_WORK TO DO_
Go over the entries below line by line, copying each one that contains the word "this".

_INPUT MATERIAL_
┏━━

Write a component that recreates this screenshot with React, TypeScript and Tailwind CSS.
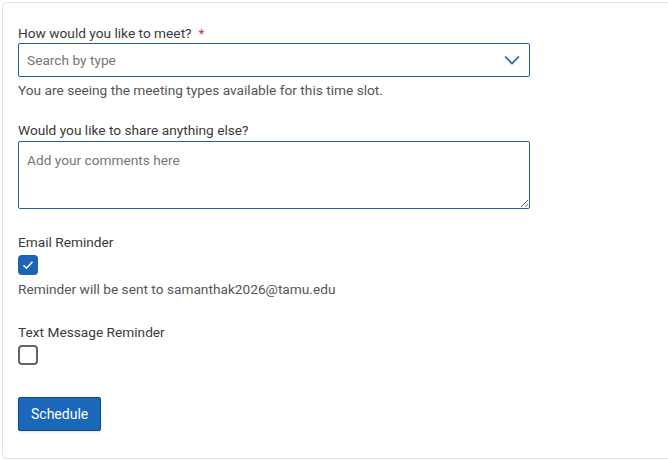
import { useState } from "react";

function Chevron() {
  return (
    <svg width="16" height="10" viewBox="0 0 16 10" fill="none">
      <path d="M1 1.5 L8 8.5 L15 1.5" stroke="#1f5fa8" strokeWidth="1.6" />
    </svg>
  );
}

function Check() {
  return (
    <svg width="12" height="10" viewBox="0 0 12 10" fill="none">
      <path d="M1.5 5.2 L4.5 8.2 L10.5 1.8" stroke="#fff" strokeWidth="1.6" />
    </svg>
  );
}

export default function App() {
  const [email, setEmail] = useState(true);
  const [text, setText] = useState(false);

  return (
    <div
      className="w-full h-[460px] overflow-hidden bg-white text-[13.7px] leading-5 text-[#3a3a3a]"
      style={{ fontFamily: "Roboto, 'Liberation Sans', sans-serif" }}
    >
      <div className="mt-[2px] ml-[2px] w-[700px] border border-[#e3e3e3] rounded-[4px] pl-[15px] pt-[20px] pb-[27px]">
        <div className="flex flex-col w-[512px]">
          <label className="flex gap-[7px]">
            How would you like to meet?
            <span className="text-[#c0392b]">*</span>
          </label>
          <div className="h-[34px] border border-[#1f5fa8] rounded-[2px] flex items-center justify-between pl-[8px] pr-[9px]">
            <span className="text-[#767676] -mt-[1px]">Search by type</span>
            <Chevron />
          </div>
          <p className="mt-[3px] text-[#555]">
            You are seeing the meeting types available for this time slot.
          </p>

          <label className="mt-[20px]">Would you like to share anything else?</label>
          <textarea
            className="mt-[1px] h-[68px] border border-[#1f5fa8] rounded-[2px] px-[8px] py-[8px] resize-y placeholder:text-[#767676] outline-none"
            placeholder="Add your comments here"
          />

          <span className="mt-[23px]">Email Reminder</span>
          <button
            onClick={() => setEmail(!email)}
            className={
              email
                ? "mt-[3px] w-[20px] h-[20px] rounded-[4px] bg-[#1d64b4] flex items-center justify-center"
                : "mt-[3px] w-[20px] h-[20px] rounded-[4px] border-2 border-[#666]"
            }
          >
            {email && <Check />}
          </button>
          <p className="mt-[4px] text-[#555]">Reminder will be sent to samanthak2026@tamu.edu</p>

          <span className="mt-[23px]">Text Message Reminder</span>
          <button
            onClick={() => setText(!text)}
            className={
              text
                ? "mt-[3px] w-[20px] h-[20px] rounded-[4px] bg-[#1d64b4] flex items-center justify-center"
                : "mt-[3px] w-[20px] h-[20px] rounded-[4px] border-2 border-[#666]"
            }
          >
            {text && <Check />}
          </button>

          <div className="mt-[32px]">
            <button className="h-[34px] px-[12px] text-[14px] bg-[#1b67b9] border border-[#0f4a8a] rounded-[2px] text-white shadow-sm">
              Schedule
            </button>
          </div>
        </div>
      </div>
    </div>
  );
}
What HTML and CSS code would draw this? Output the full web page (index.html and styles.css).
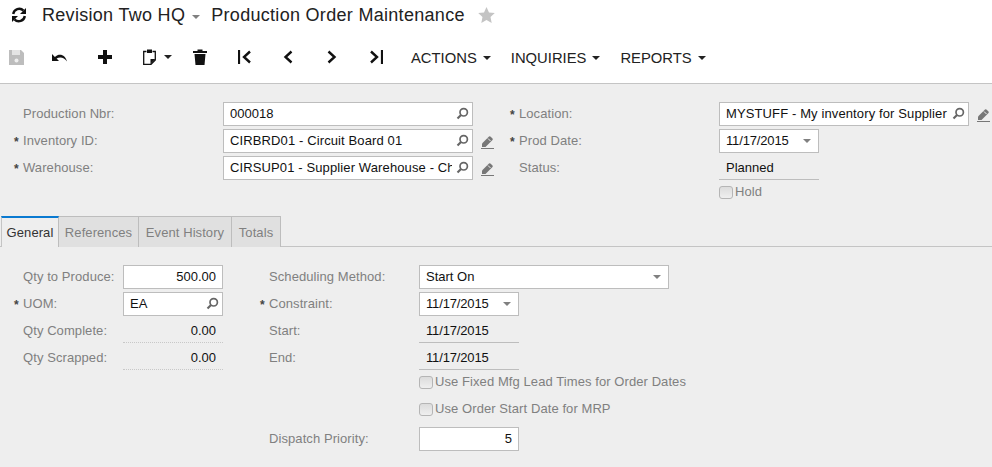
FILE: index.html
```html
<!DOCTYPE html>
<html lang="en">
<head>
<meta charset="utf-8">
<title>Production Order Maintenance</title>
<link rel="stylesheet" href="styles.css">
</head>
<body>
<svg class="sprites" width="0" height="0" aria-hidden="true">
  <symbol id="search" viewBox="0 0 13 13"><circle cx="7.7" cy="5.300" r="3.700" fill="none" stroke="currentColor" stroke-width="1.700"/><path d="M5 8 1.500 11.500" stroke="currentColor" stroke-width="2.200" fill="none"/></symbol>
  <symbol id="pencil" viewBox="0 0 13 14"><path d="M1 8.500 8 1.500a1 1 0 0 1 1.400 0l2.100 2.100a1 1 0 0 1 0 1.400L4.500 12H1Z" fill="currentColor"/><path d="M7 3.500 9.500 6" stroke="#eee" fill="none"/><path d="M0 13.500h13" stroke="currentColor" fill="none"/></symbol>
</svg>
<header class="header">
  <div class="title-row">
    <svg class="refresh" width="16" height="16" viewBox="0 0 16 16"><path d="M2.200 7A6 6 0 0 1 12.500 3.600" fill="none" stroke="#111" stroke-width="2.400"/><path d="M15 1v6h-6Z" fill="#111"/><path d="M13.800 9A6 6 0 0 1 3.500 12.400" fill="none" stroke="#111" stroke-width="2.400"/><path d="M1 15V9h6Z" fill="#111"/></svg>
    <span class="company">Revision Two HQ</span>
    <span class="caret caret-grey caret-title"></span>
    <span class="screen">Production Order Maintenance</span>
    <svg class="star" width="17" height="16" viewBox="0 0 17 16"><path d="M8.500 0 11 5.400l5.800.7-4.300 4 1.200 5.800-5.200-2.900-5.200 2.900 1.200-5.800-4.300-4L6 5.400Z" fill="#c4c4c4"/></svg>
  </div>
  <div class="toolbar">
    <span class="tool tool-save"><svg width="15" height="15" viewBox="0 0 15 15"><path d="M0 0h12l3 3v12H0Z" fill="#bdbdbd"/><path d="M3 0h8v5H3Z" fill="#e4e4e4"/><circle cx="7.500" cy="10.500" r="2" fill="#eee"/></svg></span>
    <span class="tool"><svg width="16" height="9" viewBox="0 0 16 9"><path d="M0 1v7h7L4.600 5.600C7.500 3.600 12 3.800 15 8.500 13.500 2.500 8 -.5 2.900 3.900Z" fill="#111"/></svg></span>
    <span class="tool tool-plus"><svg width="14" height="14" viewBox="0 0 14 14"><path d="M5 0h4v5h5v4H9v5H5V9H0V5h5Z" fill="#111"/></svg></span>
    <span class="tool tool-paste"><svg width="13" height="16" viewBox="0 0 13 16"><path d="M3.500 2.500H.7v12.800h7.300l4.300-4.300V2.500H9.500" fill="none" stroke="#111" stroke-width="1.300"/><path d="M4 .5h5v3.500H4Z" fill="#111"/><path d="M7.500 15v-5h5" fill="#111"/></svg><span class="caret caret-paste"></span></span>
    <span class="tool"><svg width="14" height="16" viewBox="0 0 14 16"><path d="M0 2h4.500V.5h5V2H14v2H0ZM1.500 5h11l-1 11h-9Z" fill="#111"/></svg></span>
    <span class="tool"><svg width="13" height="14" viewBox="0 0 13 14"><path d="M1 0v14" stroke="#111" stroke-width="2.200" fill="none"/><path d="M12 1.500 6 7l6 5.500" stroke="#111" stroke-width="2.400" fill="none"/></svg></span>
    <span class="tool"><svg width="10" height="14" viewBox="0 0 10 14"><path d="M8.500 1.500 2.500 7l6 5.500" stroke="#111" stroke-width="2.400" fill="none"/></svg></span>
    <span class="tool"><svg width="10" height="14" viewBox="0 0 10 14"><path d="M1.500 1.500 7.500 7l-6 5.500" stroke="#111" stroke-width="2.400" fill="none"/></svg></span>
    <span class="tool"><svg width="13" height="14" viewBox="0 0 13 14"><path d="M12 0v14" stroke="#111" stroke-width="2.200" fill="none"/><path d="M1 1.500 7 7l-6 5.500" stroke="#111" stroke-width="2.400" fill="none"/></svg></span>
    <span class="menu menu-first">ACTIONS<span class="caret"></span></span>
    <span class="menu">INQUIRIES<span class="caret"></span></span>
    <span class="menu">REPORTS<span class="caret"></span></span>
  </div>
</header>
<main class="page">
  <section class="form form-top">
    <div class="col col-a">
      <div class="row"><span class="mark"></span><span class="label">Production Nbr:</span><div class="box"><span class="val">000018</span><svg class="ico"><use href="#search"/></svg></div></div>
      <div class="row"><span class="mark">*</span><span class="label">Inventory ID:</span><div class="box"><span class="val wide">CIRBRD01 - Circuit Board 01</span><svg class="ico"><use href="#search"/></svg></div><svg class="pen"><use href="#pencil"/></svg></div>
      <div class="row"><span class="mark">*</span><span class="label">Warehouse:</span><div class="box"><span class="val wide">CIRSUP01 - Supplier Warehouse - Chicago</span><svg class="ico"><use href="#search"/></svg></div><svg class="pen"><use href="#pencil"/></svg></div>
    </div>
    <div class="col col-b">
      <div class="row"><span class="mark">*</span><span class="label">Location:</span><div class="box"><span class="val wide">MYSTUFF - My inventory for Supplier</span><svg class="ico"><use href="#search"/></svg></div><svg class="pen"><use href="#pencil"/></svg></div>
      <div class="row"><span class="mark">*</span><span class="label">Prod Date:</span><div class="box box-s"><span class="val tight">11/17/2015</span><span class="caret caret-grey"></span></div></div>
      <div class="row"><span class="mark"></span><span class="label">Status:</span><div class="plain box-s"><span class="val">Planned</span></div></div>
      <div class="row"><span class="mark"></span><span class="label"></span><span class="check"></span><span class="check-text">Hold</span></div>
    </div>
  </section>
  <nav class="tabs">
    <span class="tab tab-on">General</span><span class="tab tab-refs">References</span><span class="tab tab-hist">Event History</span><span class="tab tab-tot">Totals</span>
  </nav>
  <section class="form form-bottom">
    <div class="col col-c">
      <div class="row"><span class="mark"></span><span class="label">Qty to Produce:</span><div class="box box-s num"><span class="val">500.00</span></div></div>
      <div class="row"><span class="mark">*</span><span class="label">UOM:</span><div class="box box-s"><span class="val">EA</span><svg class="ico"><use href="#search"/></svg></div></div>
      <div class="row"><span class="mark"></span><span class="label">Qty Complete:</span><div class="plain dotted box-s num"><span class="val">0.00</span></div></div>
      <div class="row"><span class="mark"></span><span class="label">Qty Scrapped:</span><div class="plain dotted box-s num"><span class="val">0.00</span></div></div>
    </div>
    <div class="col col-d">
      <div class="row"><span class="mark"></span><span class="label">Scheduling Method:</span><div class="box"><span class="val">Start On</span><span class="caret caret-grey"></span></div></div>
      <div class="row"><span class="mark">*</span><span class="label">Constraint:</span><div class="box box-s"><span class="val tight">11/17/2015</span><span class="caret caret-grey"></span></div></div>
      <div class="row"><span class="mark"></span><span class="label">Start:</span><div class="plain box-s"><span class="val tight">11/17/2015</span></div></div>
      <div class="row"><span class="mark"></span><span class="label">End:</span><div class="plain box-s"><span class="val tight">11/17/2015</span></div></div>
      <div class="row"><span class="mark"></span><span class="label"></span><span class="check"></span><span class="check-text">Use Fixed Mfg Lead Times for Order Dates</span></div>
      <div class="row"><span class="mark"></span><span class="label"></span><span class="check"></span><span class="check-text">Use Order Start Date for MRP</span></div>
      <div class="row"><span class="mark"></span><span class="label">Dispatch Priority:</span><div class="box box-s num"><span class="val">5</span></div></div>
    </div>
  </section>
</main>
</body>
</html>
```
FILE: styles.css
```css
* { box-sizing: border-box; }
html, body { margin: 0; height: 100%; }
body {
  background: #eeeeee;
  font-family: "Liberation Sans", Arial, sans-serif;
  font-size: 13px;
  letter-spacing: .08px;
  color: #111;
  overflow: hidden;
}
.sprites { display: block; height: 0; }
.header {
  background: #fff;
  height: 84px;
  border-bottom: 1px solid #c4c4c4;
}
.title-row {
  display: flex;
  align-items: center;
  height: 30px;
  padding-left: 11px;
  font-size: 18px;
  letter-spacing: .3px;
  color: #222;
}
.company { margin-left: 15px; }
.caret-title { margin: 3px 11px 0 7px; }
.star { margin-left: 13px; }
.toolbar {
  display: flex;
  align-items: center;
  height: 54px;
}
.tool {
  display: flex;
  align-items: center;
  justify-content: center;
  width: 44px;
  height: 30px;
  flex: none;
}
.tool-save { width: 32px; margin-right: 6px; }
.tool-plus { padding-left: 1px; }
.tool-paste { width: 52px; justify-content: flex-start; padding-left: 17px; }
.caret {
  display: inline-block;
  width: 0;
  height: 0;
  flex: none;
  border-left: 4px solid transparent;
  border-right: 4px solid transparent;
  border-top: 4px solid #222;
}
.caret-grey { border-top-color: #808080; }
.caret-paste { margin-left: 8px; }
.menu {
  display: flex;
  align-items: center;
  padding-top: 2px;
  font-size: 14.8px;
  letter-spacing: 0;
  color: #222;
  margin-left: 20px;
}
.menu .caret { margin-left: 6px; }
.menu-first { margin-left: 13px; }
.form { display: flex; padding-left: 14px; padding-top: 18px; }
.col { flex: none; }
.col-a { width: 496px; }
.col-c { width: 246px; }
.form-top { height: 132px; }
.row {
  display: flex;
  align-items: flex-start;
  height: 27px;
}
.mark {
  width: 9px;
  flex: none;
  color: #444;
  font-size: 12px;
  font-weight: bold;
  line-height: 26px;
}
.label {
  width: 200px;
  flex: none;
  color: #808080;
  line-height: 23px;
  white-space: nowrap;
}
.col-c .label { width: 100px; }
.col-d .label { width: 150px; }
.box, .plain {
  display: flex;
  align-items: center;
  width: 250px;
  height: 24px;
  padding: 0 7px;
  flex: none;
  color: #111;
}
.box {
  background: #fff;
  border: 1px solid #bdbdbd;
  padding: 0 6px 1px;
}
.box-s { width: 100px; }
.plain { border-bottom: 1px solid #bdbdbd; }
.plain.dotted { border-bottom: 1px dotted #c8c8c8; }
.val {
  flex: 1;
  min-width: 0;
  overflow: hidden;
  white-space: nowrap;
  letter-spacing: 0;
}
.wide { letter-spacing: .12px; }
.tight { letter-spacing: -.15px; }
.num .val { text-align: right; }
.ico {
  width: 13px;
  height: 13px;
  flex: none;
  margin-left: 4px;
  margin-right: -3px;
  color: #666;
}
.box .caret { margin-right: 1px; margin-left: 5px; }
.pen {
  width: 13px;
  height: 14px;
  margin: 6px 0 0 8px;
  color: #777;
  flex: none;
}
.check {
  width: 14px;
  height: 13px;
  margin-top: 3px;
  flex: none;
  border: 1px solid #b5b5b5;
  border-radius: 3px;
  background: linear-gradient(#dcdcdc, #efefef);
}
.check-text {
  margin-left: 2px;
  color: #808080;
  line-height: 18px;
  white-space: nowrap;
}
.tabs {
  display: flex;
  height: 31px;
  padding-left: 1px;
  border-bottom: 1px solid #c4c4c4;
}
.tab {
  width: 80px;
  height: 31px;
  padding-top: 8px;
  line-height: 15px;
  text-align: center;
  background: #e0e0e0;
  border: 1px solid #bdbdbd;
  border-left: 0;
  border-bottom: 0;
  color: #808080;
  white-space: nowrap;
}
.tab-hist { width: 93px; }
.tab-tot { width: 49px; }
.tab-on {
  width: 58px;
  background: #eeeeee;
  color: #333;
  border-top: 2px solid #0a7ad1;
  border-left: 1px solid #c4c4c4;
  padding-top: 7px;
}
```
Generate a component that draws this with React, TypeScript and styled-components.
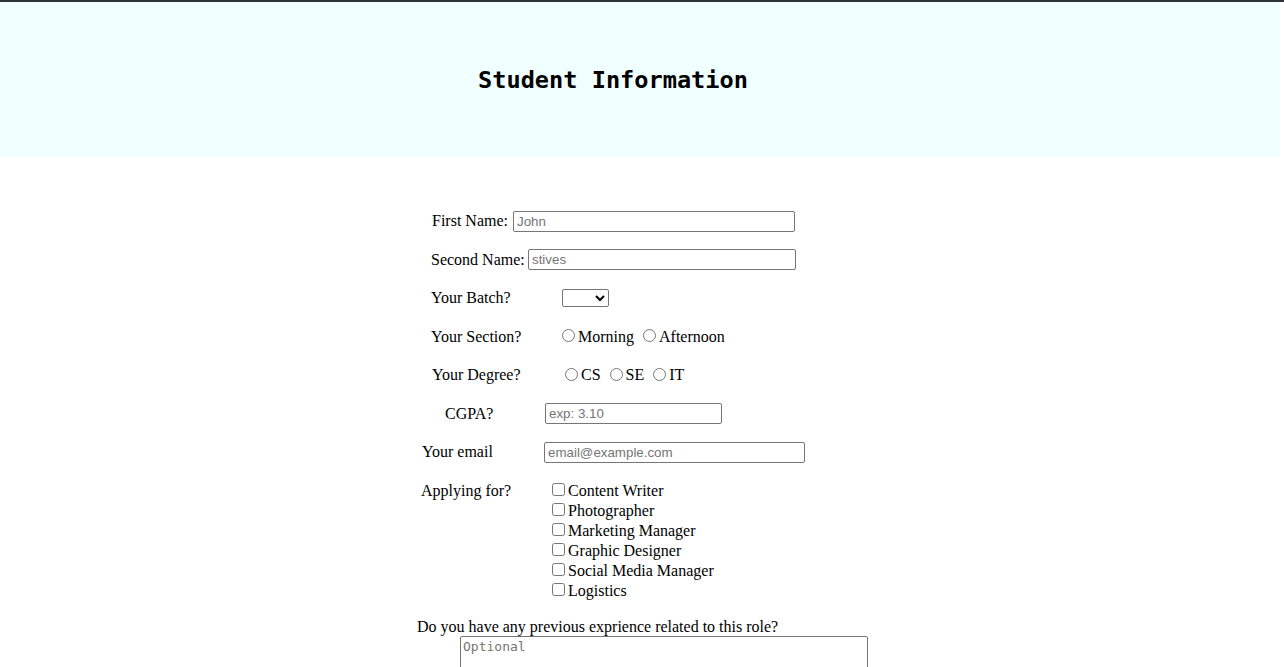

┗━━

_CORRECT ANSWER_
Write a component that recreates this screenshot with React, TypeScript and Tailwind CSS.
            You are seeing the meeting types available for this time slot.
What HTML and CSS code would draw this? Output the full web page (index.html and styles.css).
Generate a component that draws this with React, TypeScript and styled-components.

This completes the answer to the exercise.